The most eye-catching work on display is a series of four pieces, also under the category of ‘Slow Lines’. Thin lines of white oil paint suggest a range of architectural forms. These are intriguing to decipher as some describe a windowed multi-story, whereas others are more nebulous, implying buildings under construction or being demolished. All the while, the lines remain very definitely ‘paint’, reminding and reaffirming that we as spectators are simultaneously engaged with both an art piece and an interpreted narrative of navigating the city.
The marks Walker makes bear close analysis. They can be interpreted in several ways and are therefore highly engaging. They could be an attempt to replicate movement – of traffic, obviously, but also of electricity and the information superhighway, particularly in the pieces the artist classifies as ‘Fast Lines’. The lines, be they controlled, painterly or sgraffito, could be read as shorthand or an adapted, highly-personalised form of hieroglyphics. Maybe they are, like graffiti, a primal statement of presence, a desire to be seen or acknowledge one’s own existence amongst the chaos – self-expression, etched gestures within the confines of Painting - so that the thing produced is an amalgam of controlled rage, skill and patience.

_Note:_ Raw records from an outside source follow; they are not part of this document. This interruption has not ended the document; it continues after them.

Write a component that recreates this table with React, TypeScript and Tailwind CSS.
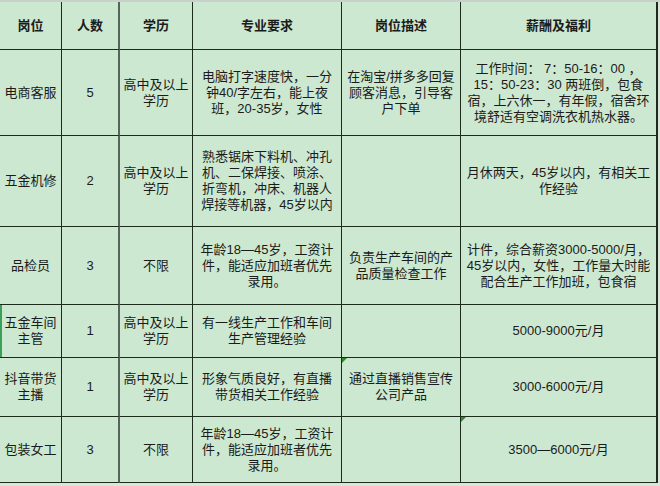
import React from "react";

type Row = {
  name: string[];
  count: string;
  edu: string[];
  req: string[];
  desc: string[];
  pay: string[];
  h: string;
  descMark?: boolean;
  payMark?: boolean;
  leftMark?: boolean;
};

const rows: Row[] = [
  {
    name: ["电商客服"],
    count: "5",
    edu: ["高中及以上", "学历"],
    req: ["电脑打字速度快，一分", "钟40/字左右，能上夜", "班，20-35岁，女性"],
    desc: ["在淘宝/拼多多回复", "顾客消息，引导客", "户下单"],
    pay: [
      "工作时间： 7：50-16：00 ，",
      "15：50-23：30 两班倒，包食",
      "宿，上六休一，有年假，宿舍环",
      "境舒适有空调洗衣机热水器。",
    ],
    h: "h-[86px]",
  },
  {
    name: ["五金机修"],
    count: "2",
    edu: ["高中及以上", "学历"],
    req: ["熟悉锯床下料机、冲孔", "机、二保焊接、喷涂、", "折弯机，冲床、机器人", "焊接等机器，45岁以内"],
    desc: [],
    pay: ["月休两天，45岁以内，有相关工", "作经验"],
    h: "h-[91px]",
  },
  {
    name: ["品检员"],
    count: "3",
    edu: ["不限"],
    req: ["年龄18—45岁，工资计", "件，能适应加班者优先", "录用。"],
    desc: ["负责生产车间的产", "品质量检查工作"],
    pay: ["计件，综合薪资3000-5000/月，", "45岁以内，女性，工作量大时能", "配合生产工作加班，包食宿"],
    h: "h-[78px]",
  },
  {
    name: ["五金车间", "主管"],
    count: "1",
    edu: ["高中及以上", "学历"],
    req: ["有一线生产工作和车间", "生产管理经验"],
    desc: [],
    pay: ["5000-9000元/月"],
    h: "h-[53px]",
    leftMark: true,
  },
  {
    name: ["抖音带货", "主播"],
    count: "1",
    edu: ["高中及以上", "学历"],
    req: ["形象气质良好，有直播", "带货相关工作经验"],
    desc: ["通过直播销售宣传", "公司产品"],
    pay: ["3000-6000元/月"],
    h: "h-[59px]",
    descMark: true,
  },
  {
    name: ["包装女工"],
    count: "3",
    edu: ["不限"],
    req: ["年龄18—45岁，工资计", "件，能适应加班者优先", "录用。"],
    desc: [],
    pay: ["3500—6000元/月"],
    h: "h-[66px]",
    payMark: true,
  },
];

function Lines({ lines }: { lines: string[] }) {
  return (
    <div className="text-center leading-[16px]">
      {lines.map((l, i) => (
        <div key={i} className="whitespace-nowrap">
          {l}
        </div>
      ))}
    </div>
  );
}

function Mark() {
  return (
    <div className="absolute left-0 top-0 w-0 h-0 border-t-[5px] border-t-[#2f8a2f] border-r-[5px] border-r-transparent"></div>
  );
}

const cell = "relative flex items-center justify-center border-b border-[#1d2b1d] overflow-hidden";

export default function App() {
  return (
    <div
      className="w-[660px] h-[486px] bg-[#dbe6db] overflow-hidden text-[13px] text-[#1b1b1b]"
      style={{ fontFamily: '"Liberation Sans", "Noto Sans CJK SC", sans-serif' }}
    >
      <div className="h-[2px] bg-[#c9d2c9]"></div>
      <div className="w-[658px] bg-[#cde8d0] border-r-2 border-[#1d2b1d]">
        {/* header */}
        <div className="flex h-[48px] font-bold">
          <div className={`${cell} w-[62px] border-r`}>岗位</div>
          <div className={`${cell} w-[58px] border-r-2 border-r-[#55655a]`}>人数</div>
          <div className={`${cell} w-[73px] border-r`}>学历</div>
          <div className={`${cell} w-[149px] border-r`}>专业要求</div>
          <div className={`${cell} w-[119px] border-r`}>岗位描述</div>
          <div className={`${cell} w-[195px]`}>薪酬及福利</div>
        </div>
        {rows.map((r, i) => (
          <div key={i} className={`flex ${r.h}`}>
            <div className={`${cell} w-[62px] border-r`}>
              {r.leftMark && <div className="absolute left-0 top-0 bottom-0 w-[2px] bg-[#3aa05a]"></div>}
              <Lines lines={r.name} />
            </div>
            <div className={`${cell} w-[58px] border-r-2 border-r-[#55655a]`}>
              <span className="text-[13px]">{r.count}</span>
            </div>
            <div className={`${cell} w-[73px] border-r`}>
              <Lines lines={r.edu} />
            </div>
            <div className={`${cell} w-[149px] border-r`}>
              <Lines lines={r.req} />
            </div>
            <div className={`${cell} w-[119px] border-r`}>
              {r.descMark && <Mark />}
              <Lines lines={r.desc} />
            </div>
            <div className={`${cell} w-[195px]`}>
              {r.payMark && <Mark />}
              <Lines lines={r.pay} />
            </div>
          </div>
        ))}
      </div>
    </div>
  );
}
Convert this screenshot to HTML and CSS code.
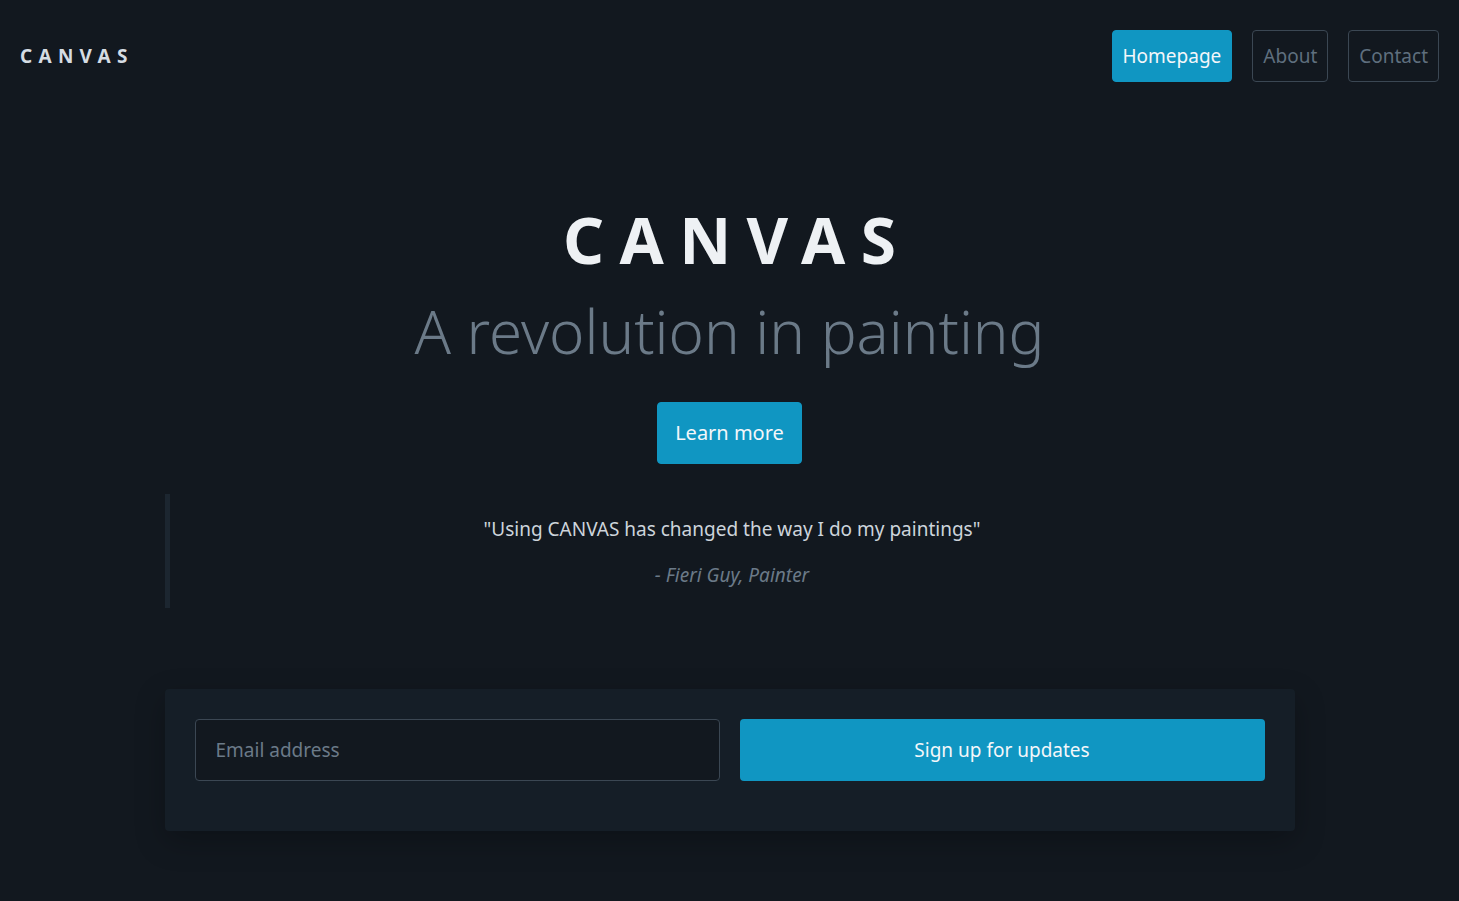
FILE: index.html
```html
<!DOCTYPE html>
<html lang="en">
<head>
<meta charset="utf-8">
<title>CANVAS</title>
<link rel="stylesheet" href="styles.css">
</head>
<body>
<header class="site-header">
  <div class="logo">CANVAS</div>
  <nav class="nav">
    <a class="btn btn-primary" href="#">Homepage</a>
    <a class="btn btn-outline" href="#">About</a>
    <a class="btn btn-outline" href="#">Contact</a>
  </nav>
</header>
<main class="main">
  <section class="hero">
    <h1 class="hero-title">CANVAS</h1>
    <p class="hero-sub">A revolution in painting</p>
    <a class="btn btn-primary btn-lg" href="#">Learn more</a>
  </section>
  <blockquote class="quote">
    <p class="quote-text">"Using CANVAS has changed the way I do my paintings"</p>
    <cite class="quote-cite">- Fieri Guy, Painter</cite>
  </blockquote>
  <form class="signup">
    <input class="signup-input" type="email" placeholder="Email address">
    <button class="signup-btn" type="button">Sign up for updates</button>
  </form>
</main>
</body>
</html>
```

FILE: styles.css
```css
html, body {
  margin: 0;
  padding: 0;
  height: 100%;
}
body {
  background: #12181f;
  font-family: "Noto Sans", "Open Sans", sans-serif;
  color: #c8d0d8;
}
.site-header {
  display: flex;
  justify-content: space-between;
  align-items: center;
  padding: 30px 20px 0 20px;
}
.logo {
  font-size: 19px;
  font-weight: 700;
  letter-spacing: 0.33em;
  color: #d5dce3;
}
.nav {
  display: flex;
  gap: 20px;
}
.btn {
  display: inline-block;
  font-size: 19px;
  line-height: 30px;
  padding: 10px 10px;
  border: 1px solid transparent;
  border-radius: 4px;
  text-decoration: none;
  font-family: inherit;
}
.btn-primary {
  background: #1096c2;
  border-color: #1096c2;
  color: #f4f7fa;
}
.btn-outline {
  border-color: #3b4753;
  color: #5f6f7e;
}
.main {
  width: 1130px;
  margin: 0 auto;
}
.hero {
  text-align: center;
  padding-top: 120px;
}
.hero-title {
  margin: 0;
  font-size: 64px;
  line-height: 76px;
  font-weight: 700;
  letter-spacing: 0.24em;
  padding-left: 0.24em;
  color: #eef1f4;
}
.hero-sub {
  margin: 18px 0 36px;
  font-size: 60px;
  line-height: 70px;
  font-weight: 300;
  color: #6b7a88;
}
.btn-lg {
  font-size: 20px;
  padding: 15px 17px;
}
.quote {
  margin: 30px 0 81px;
  border-left: 5px solid #1c2630;
  padding: 20px 0;
  text-align: center;
}
.quote-text {
  margin: 0 0 18px;
  font-size: 19px;
  line-height: 30px;
  color: #cdd4db;
}
.quote-cite {
  display: block;
  font-size: 19px;
  line-height: 26px;
  color: #6b7a88;
  font-style: italic;
}
.signup {
  display: grid;
  grid-template-columns: 1fr 1fr;
  gap: 20px;
  padding: 30px 30px 50px;
  background: #151e27;
  border-radius: 4px;
  box-shadow: 0 10px 30px rgba(0, 0, 0, 0.25);
}
.signup-input,
.signup-btn {
  width: 100%;
  min-width: 0;
  height: 62px;
  box-sizing: border-box;
  font-family: inherit;
  font-size: 19px;
  border-radius: 4px;
}
.signup-input {
  background: #12181f;
  border: 1px solid #3b4753;
  padding: 0 20px;
  color: #c8d0d8;
}
.signup-input::placeholder {
  color: #6b7a88;
}
.signup-btn {
  background: #1096c2;
  border: none;
  color: #f4f7fa;
}
```
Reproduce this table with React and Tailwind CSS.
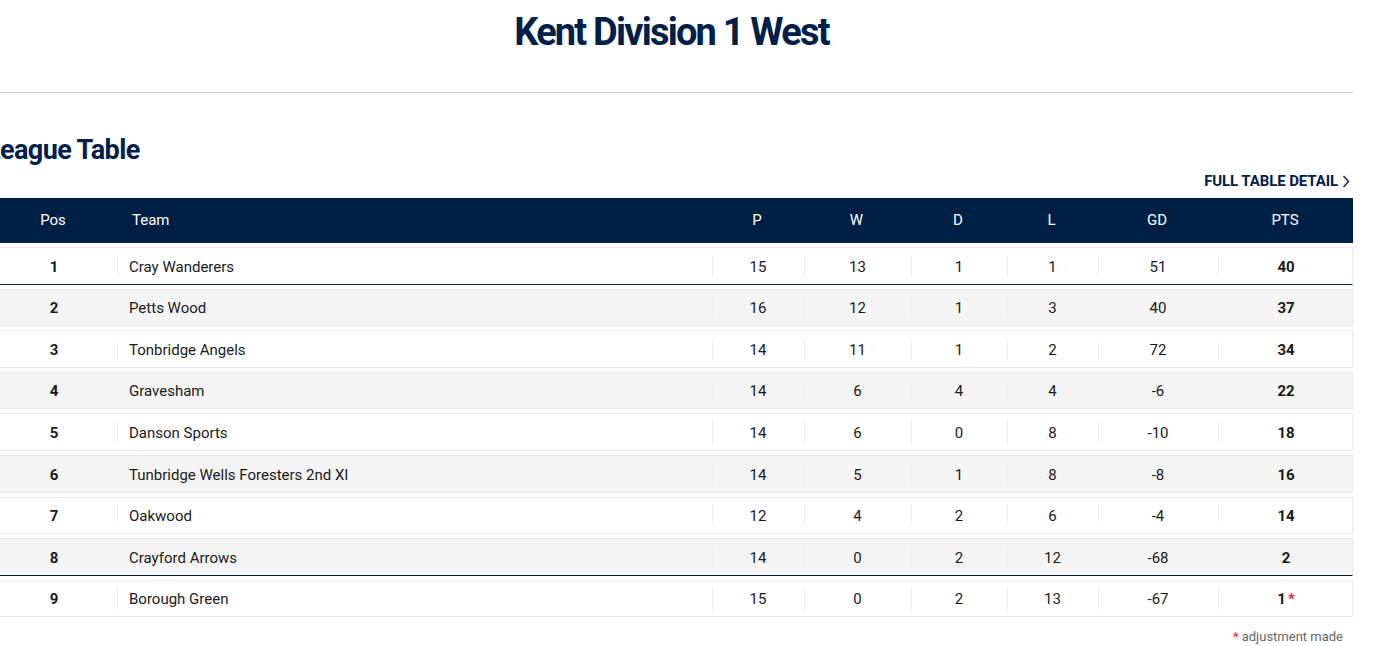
const rows = [
  { pos: 1, team: 'Cray Wanderers', p: 15, w: 13, d: 1, l: 1, gd: 51, pts: 40, line: 'navy' },
  { pos: 2, team: 'Petts Wood', p: 16, w: 12, d: 1, l: 3, gd: 40, pts: 37 },
  { pos: 3, team: 'Tonbridge Angels', p: 14, w: 11, d: 1, l: 2, gd: 72, pts: 34 },
  { pos: 4, team: 'Gravesham', p: 14, w: 6, d: 4, l: 4, gd: -6, pts: 22 },
  { pos: 5, team: 'Danson Sports', p: 14, w: 6, d: 0, l: 8, gd: -10, pts: 18 },
  { pos: 6, team: 'Tunbridge Wells Foresters 2nd XI', p: 14, w: 5, d: 1, l: 8, gd: -8, pts: 16 },
  { pos: 7, team: 'Oakwood', p: 12, w: 4, d: 2, l: 6, gd: -4, pts: 14 },
  { pos: 8, team: 'Crayford Arrows', p: 14, w: 0, d: 2, l: 12, gd: -68, pts: 2, line: 'dark' },
  { pos: 9, team: 'Borough Green', p: 15, w: 0, d: 2, l: 13, gd: -67, pts: 1, adjusted: true },
];

const cols = 'grid grid-cols-[126px_595px_92px_107px_96px_91px_120px_136px]';

function Cell({ children, bold, first }) {
  return (
    <div className="relative flex items-center justify-center h-full">
      {!first && <span className="absolute left-0 top-1/2 -translate-y-1/2 h-[22px] w-px bg-[#eeeeee]" />}
      <span className={bold ? 'font-bold pt-[2px]' : 'pt-[2px]'}>{children}</span>
    </div>
  );
}

function Row({ row, i }) {
  const bg = i % 2 === 1 ? 'bg-[#f4f4f4]' : 'bg-white';
  const bottom =
    row.line === 'navy'
      ? 'border-b-[#001f45]'
      : row.line === 'dark'
      ? 'border-b-[#0d1a2e]'
      : 'border-b-[#e6e6e6]';
  return (
    <div className={`${cols} ${bg} ${bottom} h-[37.6px] mt-[4px] border border-[#e9e9e9] text-[15px] text-[#1a1a1a]`}>
      <Cell bold first>{row.pos}</Cell>
      <div className="relative flex items-center h-full pl-[12px] pt-[2px]">
        <span className="absolute left-0 top-1/2 -translate-y-1/2 h-[22px] w-px bg-[#eeeeee]" />
        {row.team}
      </div>
      <Cell>{row.p}</Cell>
      <Cell>{row.w}</Cell>
      <Cell>{row.d}</Cell>
      <Cell>{row.l}</Cell>
      <Cell>{row.gd}</Cell>
      <Cell bold>
        {row.pts}
        {row.adjusted && <span className="text-[#e3262f] font-bold ml-[2px]">*</span>}
      </Cell>
    </div>
  );
}

export default function App() {
  return (
    <div className="bg-white min-h-[646px] overflow-hidden font-['Roboto',sans-serif]">
      <div className="w-[1363px] ml-[-10px]">
        <h1 className="mt-[10px] text-center text-[38px] leading-[44px] font-bold tracking-[-1.8px] text-[#00204a]">
          Kent Division 1 West
        </h1>
        <div className="mt-[38px] border-t border-[#cccccc]" />

        <h2 className="mt-[40px] ml-[-4px] text-[27px] leading-[34px] font-bold tracking-[-0.6px] text-[#00204a]">
          League Table
        </h2>
        <div className="flex justify-end mt-[4px] pr-[3px]">
          <a className="flex items-center gap-[4px] text-[15px] leading-[20px] font-bold tracking-[-0.1px] text-[#00204a] uppercase">
            Full Table Detail
            <svg width="8" height="13" viewBox="0 0 8 13" fill="none" stroke="#00204a" strokeWidth="1.4">
              <path d="M1.5 1 L6.5 6.5 L1.5 12" />
            </svg>
          </a>
        </div>

        <div className={`${cols} mt-[7px] h-[45px] bg-[#001f45] text-white text-[15px]`}>
          <div className="flex items-center justify-center">Pos</div>
          <div className="flex items-center pl-[16px]">Team</div>
          <div className="flex items-center justify-center">P</div>
          <div className="flex items-center justify-center">W</div>
          <div className="flex items-center justify-center">D</div>
          <div className="flex items-center justify-center">L</div>
          <div className="flex items-center justify-center">GD</div>
          <div className="flex items-center justify-center">PTS</div>
        </div>

        {rows.map((row, i) => (
          <Row key={row.pos} row={row} i={i} />
        ))}

        <p className="mt-[10px] pr-[10px] text-right text-[13px] leading-[20px] text-[#666666]">
          <span className="text-[#e3262f]">*</span> adjustment made
        </p>
      </div>
    </div>
  );
}
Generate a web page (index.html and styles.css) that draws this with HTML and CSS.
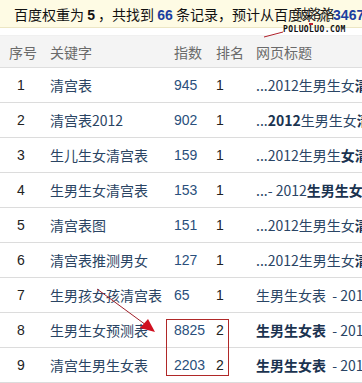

To physically cut into one’s own work is quite a powerful statement to make. There is certainly a faint echo of Mark Tobey’s automatic writing, flickering and fluid. It is testament to a rigorous practice and vital mind that the artist finds so much variation within strictly set parameters. We can assuredly identify a piece by the artist without feeling as though we have seen it before. The marks are enough alike to present a most coherent proposition.
The exhibition is a concerto in three movements – a different tempo and timbre within each, but still clearly part of a greater structure. Walker has given us enough enigmatic variations to encourage, and greatly reward our scrutiny.